Setelah ada kesadaran pada para pimpinan, menurut Prabowo yang diperlukan selanjutnya adalah “penegakan hukum yang tegas dan keras.”
Pusat Kajian Antikorupsi (Pukat) Fakultas Hukum Universitas Gadjah Mada (UGM) mengungkapkan bahwa “omong-omong” Prabowo tersebut masih perlu pembuktian dengan langkah nyata.
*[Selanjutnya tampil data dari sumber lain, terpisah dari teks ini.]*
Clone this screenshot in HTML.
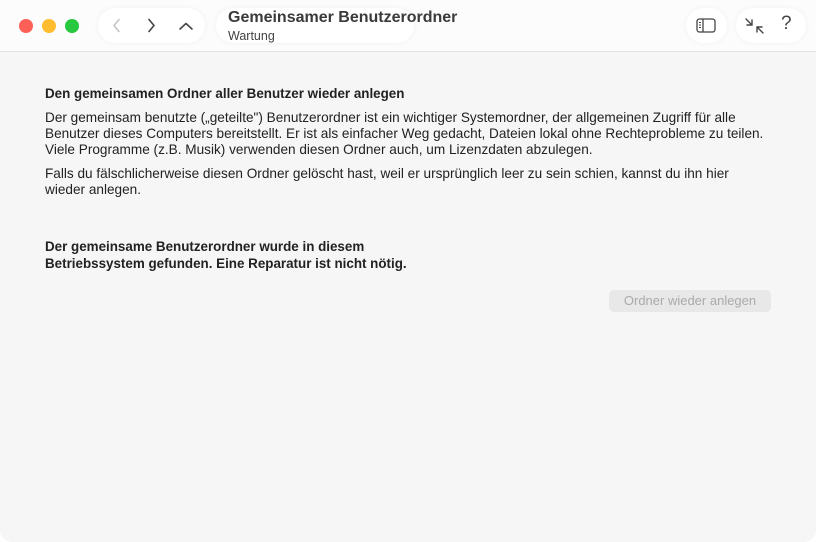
<!DOCTYPE html>
<html><head><meta charset="utf-8"><style>
html,body{margin:0;padding:0;width:816px;height:542px;background:#fff;overflow:hidden}
body{font-family:"Liberation Sans",Arial,sans-serif;color:#222}
.win{position:absolute;left:0;top:0;width:816px;height:542px;background:#f6f6f6;border-radius:0 0 12px 12px;overflow:hidden}
.tb{position:absolute;left:0;top:0;width:816px;height:51px;background:#fcfcfc;border-bottom:1px solid #e2e2e2}
.dot{position:absolute;top:19px;width:14px;height:14px;border-radius:50%}
.pill{position:absolute;background:#fff;border-radius:18px;box-shadow:0 0 6px rgba(0,0,0,0.05)}
.t1{position:absolute;left:228px;top:9px;font-size:16px;font-weight:bold;color:#3a3a3a}
.t2{position:absolute;left:228px;top:29px;font-size:12.5px;color:#444}
.c{position:absolute;left:45px;font-size:13.6px;line-height:16px;color:#222;white-space:nowrap}
.b{font-weight:bold;font-size:13.4px}
.btn{position:absolute;left:609px;top:290px;width:162px;height:22px;background:#e8e8e8;border-radius:5px;color:#aaa;font-size:13px;text-align:center;line-height:22px}
</style></head><body><div class="win">
<div class="tb">
<div class="dot" style="left:19px;background:#fe5f57"></div>
<div class="dot" style="left:42px;background:#febc2e"></div>
<div class="dot" style="left:65px;background:#28c840"></div>
<div class="pill" style="left:98px;top:8px;width:107px;height:35px"></div>
<svg style="position:absolute;left:98px;top:8px" width="107" height="35" fill="none" stroke-width="1.6" stroke-linecap="round" stroke-linejoin="round">
<path d="M21 11.5l-5 6 5 6" stroke="#c4c4c4"/>
<path d="M51 11.5l5 6-5 6" stroke="#444"/>
<path d="M82 21l6-5.5 6 5.5" stroke="#444"/></svg>
<div class="pill" style="left:216px;top:8px;width:198px;height:35px"></div>
<div class="t1">Gemeinsamer Benutzerordner</div>
<div class="t2">Wartung</div>
<div class="pill" style="left:686px;top:8px;width:41px;height:35px"></div>
<svg style="position:absolute;left:686px;top:8px" width="41" height="35" fill="none" stroke="#444" stroke-width="1.3">
<rect x="11" y="11" width="18" height="13" rx="2.5"/><path d="M17 11v13"/>
<path d="M13 14.5h2M13 17h2M13 19.5h2" stroke-width="1"/></svg>
<div class="pill" style="left:736px;top:8px;width:70px;height:35px"></div>
<svg style="position:absolute;left:736px;top:8px" width="70" height="35" fill="none" stroke="#444" stroke-width="1.4" stroke-linecap="round">
<path d="M10 11l6 6M16 12v5h-5M27 25l-6-6M21 24v-5h5"/></svg>
<div style="position:absolute;left:781px;top:13px;font-size:19px;color:#444">?</div>
</div>
<div class="c b" style="top:86px">Den gemeinsamen Ordner aller Benutzer wieder anlegen</div>
<div class="c" style="top:110px">Der gemeinsam benutzte („geteilte") Benutzerordner ist ein wichtiger Systemordner, der allgemeinen Zugriff für alle<br>Benutzer dieses Computers bereitstellt. Er ist als einfacher Weg gedacht, Dateien lokal ohne Rechteprobleme zu teilen.<br>Viele Programme (z.B. Musik) verwenden diesen Ordner auch, um Lizenzdaten abzulegen.</div>
<div class="c" style="top:166px">Falls du fälschlicherweise diesen Ordner gelöscht hast, weil er ursprünglich leer zu sein schien, kannst du ihn hier<br>wieder anlegen.</div>
<div class="c b" style="top:238px;line-height:17px">Der gemeinsame Benutzerordner wurde in diesem<br>Betriebssystem gefunden. Eine Reparatur ist nicht nötig.</div>
<div class="btn">Ordner wieder anlegen</div>
</div></body></html>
Ketua Pukat FH UGM, Totok Dwi Diantoro menyatakan, salah satu faktor anjloknya pemberantasan tindak pidana korupsi di Indonesia belakangan adalah hilangnya independensi KPK (Komisi Pemberantasan Korupsi).
“KPK kini tidak lagi berada di puncak independensinya, dan ini menjadi salah satu faktor yang menyebabkan stagnasi dalam upaya pemberantasan korupsi,” ujar Totok dalam jumpa pers bulan lalu.
Pemerintahan Prabowo belum menegaskan soal bagaimana KPK akan kembali diberdayakan kembali untuk bertugas secara lebih independen. “Ini menjadi masalah serius karena KPK masih berada di bawah pengaruh eksekutif,” ucap Totok.
Komposisi calon pimpinan KPK yang dipilih DPR pekan lalu agaknya tak akan mengobati kekhawatiran itu. Alih-alih makin lepas dari elemen-elemen eksekutif, susunan pimpinan KPK dan dewan pengawasnya yang dipilih DPR justru makin penuh dengan aparat atau mantan aparat dari kepolisian, kejaksaan, dan kehakiman.
Pada posisi ketua KPK ada sosok Setyo Budiyanto sebagai ketua yang merupakan perwira tinggi Polri. Selanjutnya adalah Fitroh Rohcahyanto ia adalah seorang jaksa karir, demikian juga Johanis Tanak dari kejaksaan. Sedangkan Ibnu Basuki Widodo merupakan seorang hakim senior. Praktis, hanya Agus Joko Pramono yang sempat menjabat sebagai wakil ketua Badan Pemeriksa Keuangan (BPK) periode 2019-2023, bukan dari kalangan aparat.
Demikian juga di susunan Dewan Pengawas KPK 2024-2029, hanya seorang juga yang bukan aparat. Selainnya ada satu dari kepolisian, satu jaksa, dan dua hakim di susunan Dewan Pengawas KPK.
Para mantan pegawai KPK yang tergabung dalam IM57+ Institute mengkritisi pimpinan KPK yang diisi oleh mayoritas penegak hukum. IM57+ Institute berpandangan hal ini akan berpengaruh pada efektivitas dari kerja KPK.
“Implikasi yang berpotensi terjadi adalah soal independensi KPK bukan hanya soal penindakan tetapi pelaksanaan supervisi atas kasus korupsi,” kata Ketua IM57+ Institute Lakso Anindito kepada Republika, Jumat (6/12/2024).
Lakso menjelaskan KPK memiliki fungsi utama sebagai leader dalam upaya pemberantasan korupsi. Sehingga KPK diberikan kewenangan dalam melakukan supervisi terhadap penanganan kasus yang dilakukan institusi lain, termasuk Kejaksaan dan Kepolisian.
“Menjadi persoalan ketika pimpinan KPK masih menjabat sebagai aparat yang berasal dari institusi asal yang menjadi objek supervisi penanganan kasus,” ujar Lakso.
Ia juga menyoroti beberapa pimpinan memiliki masa jabatan yang masih panjang di institusi masing-masing. Ini berpotensi memunculkan konflik kepentingan. “Dampaknya, efektivitas KPK dalam menjalankan fungsi penindakan dan supervisi berpotensi tidak efektif,” ujar Lakso.
Artinya, sejauh ini, pidato Prabowo soal keseriusan pemberantasan korupsi belum terlihat dalam aksi nyata. Presiden masih memiliki lima tahun masa jabatan. Mudah-mudahan tak perlu selama itu menanti habisnya korupsi di Tanah Air.